Hold your horses there, pilgrim. Disarm and dismiss your “well, actually”, your “in my experience”, your pathethetic, snivelling, nasal whine. Because the above poem about game prices isn’t factual. It isn’t fact-checked. It is in fact, an anecdote. A commentary. A feeling. That price has deflated. What effect has this dilution had? Just you strap in. Let’s just enjoy some spike-free time together here. No tricks. I promise. Honest. Just treats.

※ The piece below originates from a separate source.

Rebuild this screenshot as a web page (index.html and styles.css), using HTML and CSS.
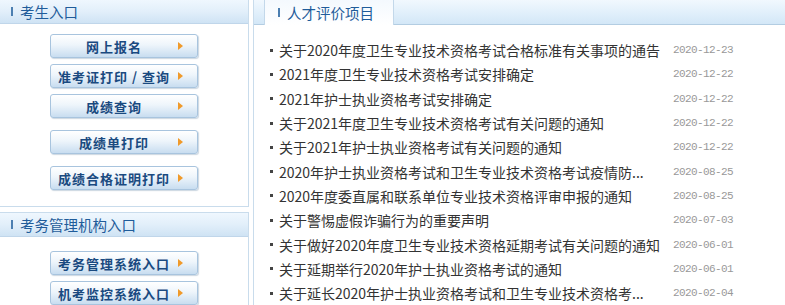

Supply and Supply and Supply and Supple and Subverted #

Video games came on cassette tapes, floppy disks, hard disks, shiny discs, and for a good chunk of the ’80s and ’90s, monolithic, gravestone ratio cartridges. These physical yearns, with binary ones and zeroes (bits) chiselled or magnetically polarised into place, would slot firmly into the earth of the machine.

Gorgeous, lying art, enrobing a creamy grey Commodore 64 cassette tape, for example. Printed pink or blue, entombed in clear plastic. A colourful, titled spine. Up front, a hand-painted artist’s impression. An enticing blurb with minute screenshots on the rear. A glorified vision from a better world; a superior version of the game, one generation newer at least.

Why is it so pricey? #

A complete package in 1993, and by that I mean wood, stone, plastic, and bone, was only £3–5 (£6–10 in 2023 money). Cartridge games though, were much dearer. Round about, a-ha, oh, I’d say, a-ha-ha, forty quid. Ahem…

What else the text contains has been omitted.